■ Work required
Filter this material down to the lines that hold "React", copying each one.

___ Extracted material

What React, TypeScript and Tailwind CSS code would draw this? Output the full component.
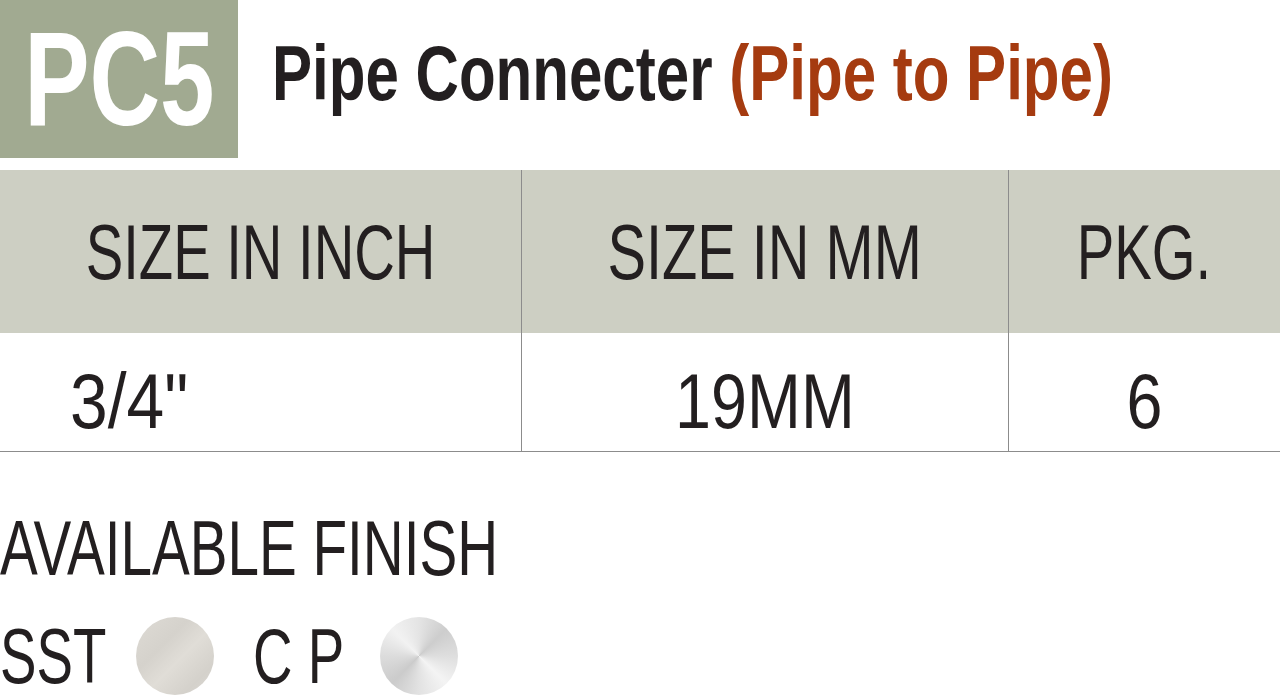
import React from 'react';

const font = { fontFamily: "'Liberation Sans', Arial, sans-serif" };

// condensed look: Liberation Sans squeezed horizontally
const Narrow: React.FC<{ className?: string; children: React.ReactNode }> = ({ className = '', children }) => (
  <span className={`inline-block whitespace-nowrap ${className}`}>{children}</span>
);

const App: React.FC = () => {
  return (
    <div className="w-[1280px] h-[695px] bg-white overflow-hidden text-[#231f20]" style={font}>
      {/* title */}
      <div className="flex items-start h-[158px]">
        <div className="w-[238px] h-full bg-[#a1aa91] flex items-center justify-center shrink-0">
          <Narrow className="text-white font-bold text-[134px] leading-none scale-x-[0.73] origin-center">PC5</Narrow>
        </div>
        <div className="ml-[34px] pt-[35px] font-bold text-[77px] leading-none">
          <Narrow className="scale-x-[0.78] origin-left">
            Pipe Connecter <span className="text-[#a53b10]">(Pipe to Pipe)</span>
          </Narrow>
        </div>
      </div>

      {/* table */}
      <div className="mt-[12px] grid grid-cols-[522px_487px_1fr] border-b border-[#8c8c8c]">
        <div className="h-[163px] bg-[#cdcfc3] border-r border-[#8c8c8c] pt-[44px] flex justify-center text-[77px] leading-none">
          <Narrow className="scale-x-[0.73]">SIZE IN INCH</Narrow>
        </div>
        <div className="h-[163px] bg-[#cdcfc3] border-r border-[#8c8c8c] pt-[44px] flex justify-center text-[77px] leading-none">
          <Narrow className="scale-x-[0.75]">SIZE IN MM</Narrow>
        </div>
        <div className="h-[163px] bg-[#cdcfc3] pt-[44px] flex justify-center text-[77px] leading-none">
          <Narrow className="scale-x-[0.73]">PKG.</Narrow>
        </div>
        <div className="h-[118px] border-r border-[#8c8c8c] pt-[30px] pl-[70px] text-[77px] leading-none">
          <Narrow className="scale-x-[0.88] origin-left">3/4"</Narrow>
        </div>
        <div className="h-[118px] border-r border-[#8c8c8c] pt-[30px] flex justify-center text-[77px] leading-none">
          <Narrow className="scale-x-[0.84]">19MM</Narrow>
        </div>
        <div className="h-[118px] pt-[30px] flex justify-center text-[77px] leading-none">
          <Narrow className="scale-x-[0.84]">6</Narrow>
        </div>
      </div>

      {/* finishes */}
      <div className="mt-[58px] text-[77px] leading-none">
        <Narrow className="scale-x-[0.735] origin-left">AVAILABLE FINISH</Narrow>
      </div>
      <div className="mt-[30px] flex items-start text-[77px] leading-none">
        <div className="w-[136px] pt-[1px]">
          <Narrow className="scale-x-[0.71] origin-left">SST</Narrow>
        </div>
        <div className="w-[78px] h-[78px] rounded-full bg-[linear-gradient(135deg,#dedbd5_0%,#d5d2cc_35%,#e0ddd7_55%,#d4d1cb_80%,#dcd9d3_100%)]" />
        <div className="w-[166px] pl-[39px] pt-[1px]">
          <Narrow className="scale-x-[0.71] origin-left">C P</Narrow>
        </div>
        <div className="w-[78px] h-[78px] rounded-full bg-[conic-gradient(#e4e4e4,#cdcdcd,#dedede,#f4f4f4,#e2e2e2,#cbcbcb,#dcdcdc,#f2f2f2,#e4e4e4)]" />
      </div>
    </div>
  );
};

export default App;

______
___ Extracted material

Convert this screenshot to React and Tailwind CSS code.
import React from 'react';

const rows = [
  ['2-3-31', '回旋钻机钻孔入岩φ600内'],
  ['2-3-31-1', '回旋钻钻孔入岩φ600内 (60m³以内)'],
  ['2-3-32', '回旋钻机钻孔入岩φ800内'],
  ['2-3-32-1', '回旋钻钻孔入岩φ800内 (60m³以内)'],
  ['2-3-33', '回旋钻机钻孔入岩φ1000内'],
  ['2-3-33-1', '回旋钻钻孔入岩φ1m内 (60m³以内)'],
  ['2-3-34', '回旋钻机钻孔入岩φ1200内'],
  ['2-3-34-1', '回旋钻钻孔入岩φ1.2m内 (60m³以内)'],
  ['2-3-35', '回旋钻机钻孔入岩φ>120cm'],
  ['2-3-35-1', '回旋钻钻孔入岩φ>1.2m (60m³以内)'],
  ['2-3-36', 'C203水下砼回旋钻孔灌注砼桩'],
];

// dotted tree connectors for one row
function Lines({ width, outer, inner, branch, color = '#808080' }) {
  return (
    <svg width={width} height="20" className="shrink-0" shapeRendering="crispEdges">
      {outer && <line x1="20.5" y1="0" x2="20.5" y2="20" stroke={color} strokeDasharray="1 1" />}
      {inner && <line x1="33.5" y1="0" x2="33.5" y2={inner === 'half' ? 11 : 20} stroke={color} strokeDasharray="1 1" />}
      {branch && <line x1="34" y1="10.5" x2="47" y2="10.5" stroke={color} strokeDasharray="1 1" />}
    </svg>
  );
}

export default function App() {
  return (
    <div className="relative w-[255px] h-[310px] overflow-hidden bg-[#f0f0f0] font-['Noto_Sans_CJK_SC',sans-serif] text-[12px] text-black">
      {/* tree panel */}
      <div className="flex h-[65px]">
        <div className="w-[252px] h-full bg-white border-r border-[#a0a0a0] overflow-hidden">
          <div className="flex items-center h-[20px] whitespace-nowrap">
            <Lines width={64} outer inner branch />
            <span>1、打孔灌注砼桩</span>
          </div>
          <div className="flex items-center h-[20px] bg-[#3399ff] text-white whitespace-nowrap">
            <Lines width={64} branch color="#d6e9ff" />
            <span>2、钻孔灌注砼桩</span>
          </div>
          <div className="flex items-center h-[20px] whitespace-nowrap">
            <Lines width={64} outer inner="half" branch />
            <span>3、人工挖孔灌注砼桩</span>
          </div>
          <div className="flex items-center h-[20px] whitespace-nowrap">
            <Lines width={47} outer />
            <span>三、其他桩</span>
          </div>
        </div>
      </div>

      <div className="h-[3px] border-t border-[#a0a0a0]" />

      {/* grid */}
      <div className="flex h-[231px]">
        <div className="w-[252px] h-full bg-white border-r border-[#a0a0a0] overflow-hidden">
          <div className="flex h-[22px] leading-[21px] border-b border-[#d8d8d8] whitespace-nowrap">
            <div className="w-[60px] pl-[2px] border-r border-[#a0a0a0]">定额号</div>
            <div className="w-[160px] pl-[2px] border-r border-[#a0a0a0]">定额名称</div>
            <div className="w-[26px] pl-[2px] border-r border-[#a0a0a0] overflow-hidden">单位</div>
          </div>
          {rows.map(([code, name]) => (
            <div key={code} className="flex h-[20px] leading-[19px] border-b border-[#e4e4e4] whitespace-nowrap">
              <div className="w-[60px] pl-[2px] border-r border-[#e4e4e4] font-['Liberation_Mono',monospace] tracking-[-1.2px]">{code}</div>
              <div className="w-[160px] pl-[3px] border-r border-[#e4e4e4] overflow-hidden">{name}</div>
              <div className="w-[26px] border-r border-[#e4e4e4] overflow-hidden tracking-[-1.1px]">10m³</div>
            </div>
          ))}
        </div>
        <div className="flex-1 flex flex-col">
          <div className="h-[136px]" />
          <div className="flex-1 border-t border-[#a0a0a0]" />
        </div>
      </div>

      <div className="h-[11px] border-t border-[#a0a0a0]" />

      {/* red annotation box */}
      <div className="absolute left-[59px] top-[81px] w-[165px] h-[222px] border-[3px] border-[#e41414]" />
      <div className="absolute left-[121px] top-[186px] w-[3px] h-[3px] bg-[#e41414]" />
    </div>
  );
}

______

■ Right answer
What React, TypeScript and Tailwind CSS code would draw this? Output the full component.
import React from 'react';
const Narrow: React.FC<{ className?: string; children: React.ReactNode }> = ({ className = '', children }) => (
const App: React.FC = () => {
Convert this screenshot to React and Tailwind CSS code.
import React from 'react';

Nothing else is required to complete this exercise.